I still hold my Jet comparison in terms of what I most likely think how his career will work out.


----------



## R-Star (Jun 13, 2002)

Dee-Zy said:


> I still hold my Jet comparison in terms of what I most likely think how his career will work out.


Jet was/is a streaky but lights out shooter.

Their games aren't similar at all.


----------



## e-monk (Sep 10, 2010)

you see him as a near all-star, 6th man of the year candidate? will he be capable of scoring 20ppg next season? because that's what Terry was doing in his second season


----------



## Luke (Dec 7, 2008)

He was never going to be all that great.

Still a solid pick for the spot he was drafted at though.


----------



## R-Star (Jun 13, 2002)

Luke said:


> He was never going to be all that great.
> 
> Still a solid pick for the spot he was drafted at though.


Yep


----------



## Dee-Zy (Jan 12, 2006)

R-Star said:


> Jet was/is a streaky but lights out shooter.
> 
> Their games aren't similar at all.


Never said they were the same type of player. I was talking about same type of career. 

I don't think Jet was playing next to 2 hall of famers and another all star in his second season.


----------



## R-Star (Jun 13, 2002)

Dee-Zy said:


> Never said they were the same type of player. I was talking about same type of career.
> 
> I don't think Jet was playing next to 2 hall of famers and another all star in his second season.


And Jet also wasn't open 97% of the time because said hall of famers were getting double teamed. It goes both ways. Comparing Cole to Jet is asinine.


----------



## Jace (Sep 26, 2005)

Just to play devil's advocate, again, being left wide-open on the perimeter (as strange as it may sound) doesn't necessarily help his scoring game. It might entice him to heave jumpshots, not his strength.



e-monk said:


> you see him as a near all-star, 6th man of the year candidate? will he be capable of scoring 20ppg next season? because that's what Terry was doing in his second season


Not likely, but we'll never know. He has had a couple of games where he scored 20 pretty effortlessly. And to do that as a PG with Wade/LeBron/Bosh on your team is a feat.


----------



## R-Star (Jun 13, 2002)

Jace said:


> Just to play devil's advocate, again, being left wide-open on the perimeter (as strange as it may sound) doesn't necessarily help his scoring game. It might entice him to heave jumpshots, not his strength.
> 
> 
> 
> Not likely, but we'll never know. He has had a couple of games where he scored 20 pretty effortlessly. And to do that as a PG with Wade/LeBron/Bosh on your team is a feat.

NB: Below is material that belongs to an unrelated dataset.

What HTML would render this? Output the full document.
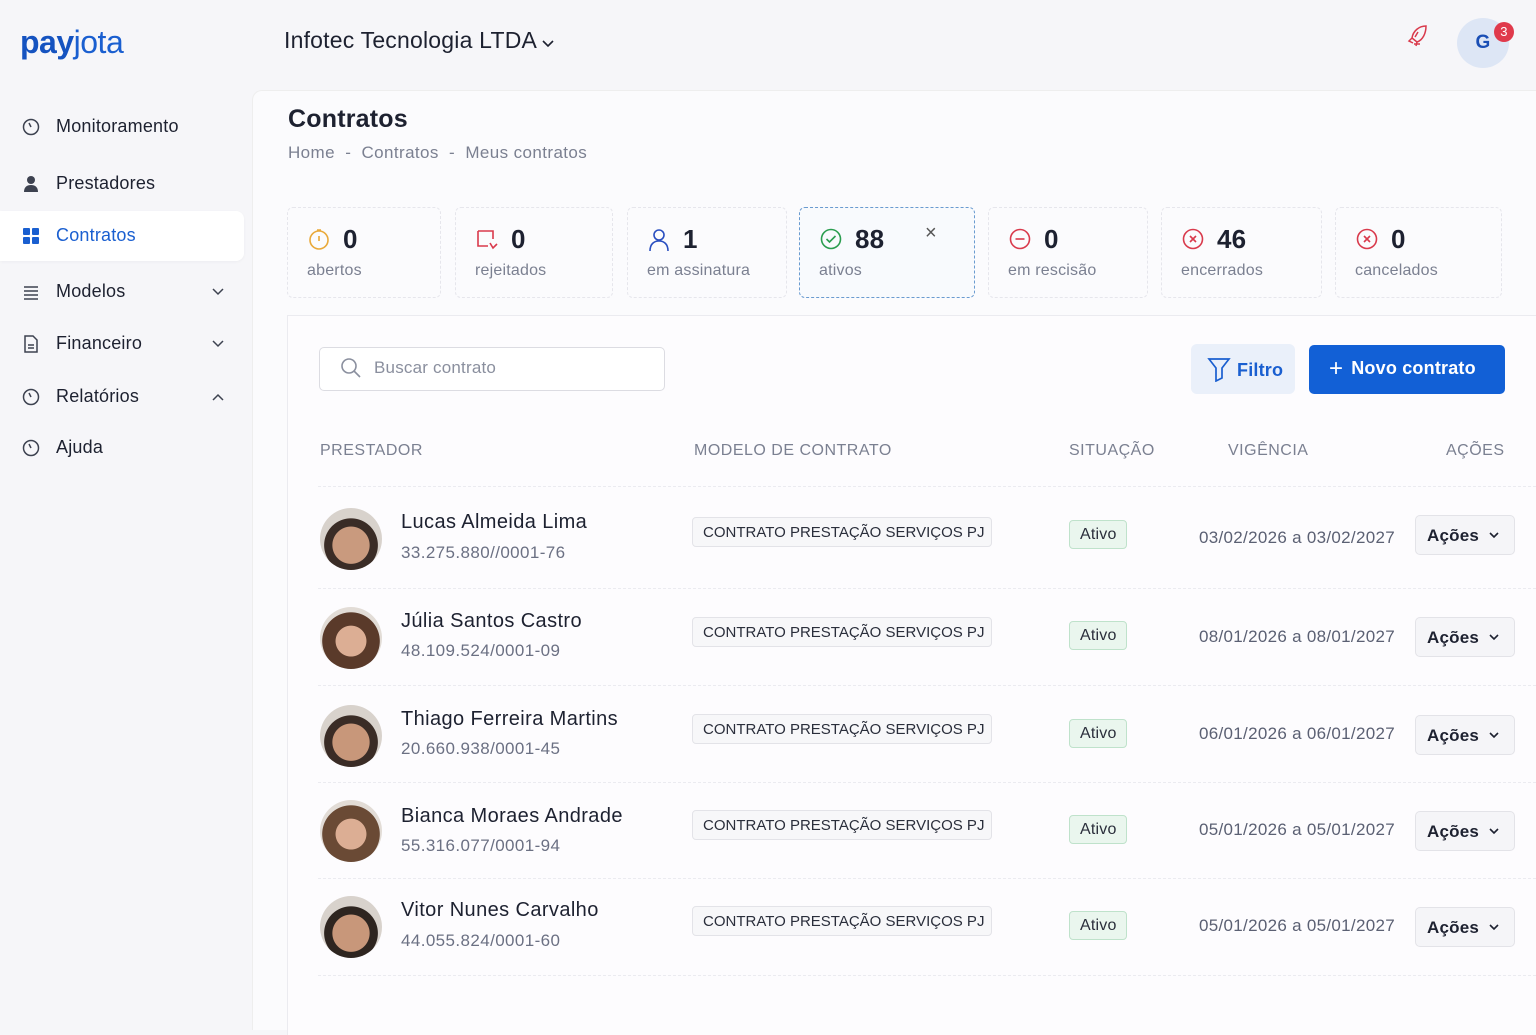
<!DOCTYPE html>
<html><head><meta charset="utf-8"><style>
*{box-sizing:border-box;margin:0;padding:0}
body{width:1536px;height:1024px;overflow:hidden;background:#f6f6f9;font-family:"Liberation Sans",sans-serif;color:#1d2130;position:relative;letter-spacing:.2px}
.abs{position:absolute}
.logo{left:20px;top:24px;font-size:32px;color:#1a5fd0;letter-spacing:-0.5px}
.logo b{font-weight:700;color:#1553c0}
.logo span{font-weight:300}
.company{left:284px;top:27px;font-size:23px;color:#1d2130}
.nav{left:22px;font-size:18px;color:#1d2130;display:flex;align-items:center}
.nav svg{margin-right:16px}
.active{left:0;top:211px;width:244px;height:50px;background:#fff;border-radius:0 8px 8px 0;box-shadow:0 1px 3px rgba(0,0,0,.04)}
.chev{position:absolute;left:190px}
.main{left:252px;top:90px;width:1290px;height:940px;background:#fbfbfd;border-radius:10px 0 0 0;border-left:1px solid #eee;border-top:1px solid #eee}
.card{top:207px;height:91px;background:#fbfbfd;border:1px dashed #e6e6ec;border-radius:6px}
.card .n{position:absolute;left:55px;top:16px;font-size:26px;font-weight:700;color:#1d2130}
.card .l{position:absolute;left:19px;top:54px;font-size:16px;color:#7b8091}
.card svg{position:absolute;left:20px;top:20px}
.panel{left:287px;top:315px;width:1260px;height:720px;background:#fdfcfe;border-top:1px solid #ebebf0;border-left:1px solid #ebebf0}
.th{top:442px;font-size:16px;color:#7b8091;letter-spacing:.5px}
.sep{left:318px;width:1218px;height:1px;border-top:1px dashed #ebebf0}
.name{left:401px;font-size:20px;color:#1d2130;letter-spacing:.4px}
.doc{left:401px;font-size:17px;color:#6b7083;letter-spacing:.4px}
.tag{left:692px;width:300px;height:30px;border:1px solid #e3e3e8;background:#f7f7f9;border-radius:4px;font-size:15px;color:#2a2e3b;padding:6px 0 0 10px;letter-spacing:0}
.st{left:1069px;width:58px;height:29px;border:1px solid #bfe2cb;background:#eaf6ee;border-radius:4px;font-size:16px;color:#2a2e3b;padding:5px 0 0 10px}
.dt{left:1199px;font-size:17px;color:#5b6073;letter-spacing:.3px}
.ac{left:1415px;width:100px;height:40px;border:1px solid #e3e3e8;background:#f5f5f8;border-radius:5px;font-size:17px;font-weight:700;color:#1d2130;padding:10px 0 0 11px}
.ac svg{position:absolute;right:15px;top:16px}
.av{left:320px;width:62px;height:62px;border-radius:50%;overflow:hidden}
</style></head><body>
<div class="abs logo"><b>pay</b><span>jota</span></div>
<div class="abs company">Infotec Tecnologia LTDA <svg width="12" height="8" viewBox="0 0 12 8"><path d="M1 1l5 5 5-5" stroke="#1d2130" stroke-width="1.6" fill="none"/></svg></div>
<svg class="abs" style="left:1406px;top:24px" width="24" height="28" viewBox="0 0 24 28"><path d="M20 2C13 2 7 7 6 14l5 4c6-2 9-9 9-16zM6 14l-3 3 4 2M11 18l-1 4M8 20h6M12 8l-3 5" stroke="#d93a4c" stroke-width="1.5" fill="none"/></svg>
<div class="abs" style="left:1457px;top:18px;width:52px;height:50px;border-radius:50%;background:#dde6f5;color:#1a4fb5;font-size:19px;font-weight:700;text-align:center;line-height:50px">G</div>
<div class="abs" style="left:1494px;top:22px;width:20px;height:20px;border-radius:50%;background:#e03a4c;color:#fff;font-size:13px;text-align:center;line-height:20px">3</div>

<div class="abs active"></div>
<div class="abs nav" style="top:116px"><svg width="18" height="18" viewBox="0 0 18 18"><circle cx="9" cy="9" r="7.5" stroke="#3d4250" stroke-width="1.5" fill="none"/><path d="M7 5l2 4" stroke="#3d4250" stroke-width="1.5"/></svg>Monitoramento</div>
<div class="abs nav" style="top:173px"><svg width="18" height="18" viewBox="0 0 18 18"><circle cx="9" cy="5" r="4" fill="#3d4250"/><path d="M2 17c0-5 3-7 7-7s7 2 7 7z" fill="#3d4250"/></svg>Prestadores</div>
<div class="abs nav" style="top:225px;color:#1a5fd0"><svg width="18" height="18" viewBox="0 0 18 18" fill="#1a5fd0"><rect x="1" y="1" width="7" height="7" rx="1"/><rect x="10" y="1" width="7" height="7" rx="1"/><rect x="1" y="10" width="7" height="7" rx="1"/><rect x="10" y="10" width="7" height="7" rx="1"/></svg>Contratos</div>
<div class="abs nav" style="top:281px;width:230px"><svg width="18" height="18" viewBox="0 0 18 18" stroke="#3d4250" stroke-width="1.5"><path d="M2 4h14M2 8h14M2 12h14M2 16h14"/></svg>Modelos<svg class="chev" width="12" height="8" viewBox="0 0 12 8"><path d="M1 1l5 5 5-5" stroke="#3d4250" stroke-width="1.5" fill="none"/></svg></div>
<div class="abs nav" style="top:333px;width:230px"><svg width="18" height="18" viewBox="0 0 18 18" stroke="#3d4250" stroke-width="1.5" fill="none"><path d="M3 1h8l4 4v12H3zM6 10h6M6 13h6"/></svg>Financeiro<svg class="chev" width="12" height="8" viewBox="0 0 12 8"><path d="M1 1l5 5 5-5" stroke="#3d4250" stroke-width="1.5" fill="none"/></svg></div>
<div class="abs nav" style="top:386px;width:230px"><svg width="18" height="18" viewBox="0 0 18 18"><circle cx="9" cy="9" r="7.5" stroke="#3d4250" stroke-width="1.5" fill="none"/><path d="M7 5l2 4" stroke="#3d4250" stroke-width="1.5"/></svg>Relatórios<svg class="chev" width="12" height="8" viewBox="0 0 12 8"><path d="M1 7l5-5 5 5" stroke="#3d4250" stroke-width="1.5" fill="none"/></svg></div>
<div class="abs nav" style="top:437px"><svg width="18" height="18" viewBox="0 0 18 18"><circle cx="9" cy="9" r="7.5" stroke="#3d4250" stroke-width="1.5" fill="none"/><path d="M7 5l2 4" stroke="#3d4250" stroke-width="1.5"/></svg>Ajuda</div>

<div class="abs main"></div>
<div class="abs" style="left:288px;top:105px;font-size:25px;font-weight:700;color:#1d2130">Contratos</div>
<div class="abs" style="left:288px;top:143px;font-size:17px;color:#7b8091;letter-spacing:.4px">Home &nbsp;-&nbsp; Contratos &nbsp;-&nbsp; Meus contratos</div>

<div class="abs card" style="left:287px;width:154px"><svg width="22" height="22" viewBox="0 0 22 22"><circle cx="11" cy="12" r="9" stroke="#e9a93a" stroke-width="1.6" fill="none"/><path d="M11 8v5M9 2h4" stroke="#e9a93a" stroke-width="1.6"/></svg><div class="n">0</div><div class="l">abertos</div></div>
<div class="abs card" style="left:455px;width:158px"><svg width="24" height="24" viewBox="0 0 24 24" stroke="#d93a4c" stroke-width="1.6" fill="none"><path d="M2 3h15v8M2 3v15h10M14 15l3 5 4-4"/></svg><div class="n">0</div><div class="l">rejeitados</div></div>
<div class="abs card" style="left:627px;width:160px"><svg width="22" height="24" viewBox="0 0 22 24" stroke="#2a4fc0" stroke-width="1.6" fill="none"><circle cx="11" cy="7" r="5"/><path d="M2 23c0-7 4-10 9-10s9 3 9 10"/></svg><div class="n">1</div><div class="l">em assinatura</div></div>
<div class="abs card" style="left:799px;width:176px;border-color:#6a9bd0;background:#f8fafd"><svg width="22" height="22" viewBox="0 0 22 22" stroke="#2a9d4f" stroke-width="1.6" fill="none"><circle cx="11" cy="11" r="9.5"/><path d="M6.5 11l3 3 6-6"/></svg><div class="n">88</div><div class="l">ativos</div><div style="position:absolute;left:125px;top:14px;font-size:20px;color:#555">×</div></div>
<div class="abs card" style="left:988px;width:160px"><svg width="22" height="22" viewBox="0 0 22 22" stroke="#d93a4c" stroke-width="1.6" fill="none"><circle cx="11" cy="11" r="9.5"/><path d="M6.5 11h9"/></svg><div class="n">0</div><div class="l">em rescisão</div></div>
<div class="abs card" style="left:1161px;width:161px"><svg width="22" height="22" viewBox="0 0 22 22" stroke="#d93a4c" stroke-width="1.6" fill="none"><circle cx="11" cy="11" r="9.5"/><path d="M8 8l6 6M14 8l-6 6"/></svg><div class="n">46</div><div class="l">encerrados</div></div>
<div class="abs card" style="left:1335px;width:167px"><svg width="22" height="22" viewBox="0 0 22 22" stroke="#d93a4c" stroke-width="1.6" fill="none"><circle cx="11" cy="11" r="9.5"/><path d="M8 8l6 6M14 8l-6 6"/></svg><div class="n">0</div><div class="l">cancelados</div></div>

<div class="abs panel"></div>
<div class="abs" style="left:319px;top:347px;width:346px;height:44px;border:1px solid #dcdce2;border-radius:5px;background:#fff"></div>
<svg class="abs" style="left:340px;top:357px" width="22" height="22" viewBox="0 0 22 22" stroke="#8a8f9e" stroke-width="1.6" fill="none"><circle cx="9" cy="9" r="7"/><path d="M14 14l6 6"/></svg>
<div class="abs" style="left:374px;top:358px;font-size:17px;color:#8a8f9e">Buscar contrato</div>
<div class="abs" style="left:1191px;top:344px;width:104px;height:50px;background:#eaf0fa;border-radius:6px"></div>
<svg class="abs" style="left:1207px;top:356px" width="24" height="26" viewBox="0 0 24 26" stroke="#1a5fd0" stroke-width="1.7" fill="none"><path d="M2 3h20l-7 9v10l-6 3V12z"/></svg>
<div class="abs" style="left:1237px;top:360px;font-size:18px;font-weight:700;color:#1a5fd0">Filtro</div>
<div class="abs" style="left:1309px;top:345px;width:196px;height:49px;background:#1260d6;border-radius:5px;color:#fff;font-size:18px;font-weight:700;padding:13px 0 0 20px"><span style="font-size:24px;line-height:18px;vertical-align:-2px;margin-right:8px;font-weight:400">+</span>Novo contrato</div>

<div class="abs th" style="left:320px">PRESTADOR</div>
<div class="abs th" style="left:694px">MODELO DE CONTRATO</div>
<div class="abs th" style="left:1069px">SITUAÇÃO</div>
<div class="abs th" style="left:1228px">VIGÊNCIA</div>
<div class="abs th" style="left:1446px">AÇÕES</div>

<div class="abs sep" style="top:486px"></div>
<div class="abs sep" style="top:588px"></div>
<div class="abs sep" style="top:685px"></div>
<div class="abs sep" style="top:782px"></div>
<div class="abs sep" style="top:878px"></div>
<div class="abs sep" style="top:975px"></div>

<div class="abs av" style="top:508px;background:radial-gradient(circle at 50% 60%,#c99a7e 0 38%,#3a2c26 39% 55%,#d8d2cc 56%)"></div>
<div class="abs name" style="top:511px">Lucas Almeida Lima</div><div class="abs doc" style="top:543px">33.275.880//0001-76</div>
<div class="abs tag" style="top:517px">CONTRATO PRESTAÇÃO SERVIÇOS PJ</div>
<div class="abs st" style="top:520px">Ativo</div>
<div class="abs dt" style="top:528px">03/02/2026 a 03/02/2027</div>
<div class="abs ac" style="top:515px">Ações<svg width="10" height="7" viewBox="0 0 10 7"><path d="M1 1l4 4 4-4" stroke="#1d2130" stroke-width="1.6" fill="none"/></svg></div>

<div class="abs av" style="top:607px;background:radial-gradient(circle at 50% 55%,#dcae94 0 33%,#5a3a2a 34% 62%,#e2dcd6 63%)"></div>
<div class="abs name" style="top:610px">Júlia Santos Castro</div><div class="abs doc" style="top:641px">48.109.524/0001-09</div>
<div class="abs tag" style="top:617px">CONTRATO PRESTAÇÃO SERVIÇOS PJ</div>
<div class="abs st" style="top:621px">Ativo</div>
<div class="abs dt" style="top:627px">08/01/2026 a 08/01/2027</div>
<div class="abs ac" style="top:617px">Ações<svg width="10" height="7" viewBox="0 0 10 7"><path d="M1 1l4 4 4-4" stroke="#1d2130" stroke-width="1.6" fill="none"/></svg></div>

<div class="abs av" style="top:705px;background:radial-gradient(circle at 50% 60%,#c8977a 0 38%,#3a2c26 39% 55%,#d8d2cc 56%)"></div>
<div class="abs name" style="top:708px">Thiago Ferreira Martins</div><div class="abs doc" style="top:739px">20.660.938/0001-45</div>
<div class="abs tag" style="top:714px">CONTRATO PRESTAÇÃO SERVIÇOS PJ</div>
<div class="abs st" style="top:719px">Ativo</div>
<div class="abs dt" style="top:724px">06/01/2026 a 06/01/2027</div>
<div class="abs ac" style="top:715px">Ações<svg width="10" height="7" viewBox="0 0 10 7"><path d="M1 1l4 4 4-4" stroke="#1d2130" stroke-width="1.6" fill="none"/></svg></div>

<div class="abs av" style="top:800px;background:radial-gradient(circle at 50% 55%,#dcae94 0 33%,#6a4a35 34% 62%,#e2dcd6 63%)"></div>
<div class="abs name" style="top:805px">Bianca Moraes Andrade</div><div class="abs doc" style="top:836px">55.316.077/0001-94</div>
<div class="abs tag" style="top:810px">CONTRATO PRESTAÇÃO SERVIÇOS PJ</div>
<div class="abs st" style="top:815px">Ativo</div>
<div class="abs dt" style="top:820px">05/01/2026 a 05/01/2027</div>
<div class="abs ac" style="top:811px">Ações<svg width="10" height="7" viewBox="0 0 10 7"><path d="M1 1l4 4 4-4" stroke="#1d2130" stroke-width="1.6" fill="none"/></svg></div>

<div class="abs av" style="top:896px;background:radial-gradient(circle at 50% 60%,#c8977a 0 38%,#2e2520 39% 55%,#d8d2cc 56%)"></div>
<div class="abs name" style="top:899px">Vitor Nunes Carvalho</div><div class="abs doc" style="top:931px">44.055.824/0001-60</div>
<div class="abs tag" style="top:906px">CONTRATO PRESTAÇÃO SERVIÇOS PJ</div>
<div class="abs st" style="top:911px">Ativo</div>
<div class="abs dt" style="top:916px">05/01/2026 a 05/01/2027</div>
<div class="abs ac" style="top:907px">Ações<svg width="10" height="7" viewBox="0 0 10 7"><path d="M1 1l4 4 4-4" stroke="#1d2130" stroke-width="1.6" fill="none"/></svg></div>
</body></html>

When you said not likely, I think you meant not a chance in hell.


----------



## Luke (Dec 7, 2008)

Fun fact: During the summer Jason Terry is my neighbor.

And no, Norris Cole will never be half the player that Terry is.


----------



## R-Star (Jun 13, 2002)

Luke said:


> Fun fact: During the summer Jason Terry is my neighbor.
> 
> And no, Norris Cole will never be half the player that Terry is.


I also met Martel Webster today.

A banner day for R-Star.


----------



## Marcus13 (Jul 17, 2002)

Luke said:


> Fun fact: During the summer Jason Terry is my neighbor.


That is awesome.


----------



## Jace (Sep 26, 2005)

During the Winter, Earl Boykins hibernates in my shoe.


----------



## Wade County (Jun 22, 2003)

All I can think when I your posts now Jace is 'dat ass'.

Anyway....

We know Norris has been bad for a while now...how bad?

Since March:

3.2 ppg
1.0 rpg
1.6 apg
0.6 spg
1.4 tpg
15.8 mpg
29.1% fg
36.4% 3fg
83.3% ft

Yikes....

What shits me is that the Spurs just signed Patty Mills....Why wasnt Riles all over that? He would've been a great Norris replacement as backup PG.


----------



## Wade2Bosh (Mar 31, 2004)

Yeah, he's been real awful for a whole month now. And what's made it even worse and his slump even more impactful, is that Mario has also been in a slump of his own as well. A month ago, PG was a strength, now they're both struggling like hell.


----------



## Wade County (Jun 22, 2003)

Mario's March numbers for reference....

7.1 ppg
3.0 rpg
3.1 apg
1.9 spg
2.1 tpg
30.6 mpg
34.3% fg
30.4% 3fg
70.0% ft

Wow....no wonder we're sucking ass. Look at that shooting % from our backcourt! ****ing awful....


----------



## Knick Killer (Jul 16, 2006)

Luke said:


> Fun fact: During the summer Jason Terry is my neighbor.
> 
> And no, Norris Cole will never be half the player that Terry is.


You must live in a rough neighbourhood.


----------



## Jace (Sep 26, 2005)

The crazy thing is, teams have been scouting him well since a week or two into the season, and he bounced back pretty decently after that. Therefore I have trouble chalking it up to scouting. Its something in his head.


----------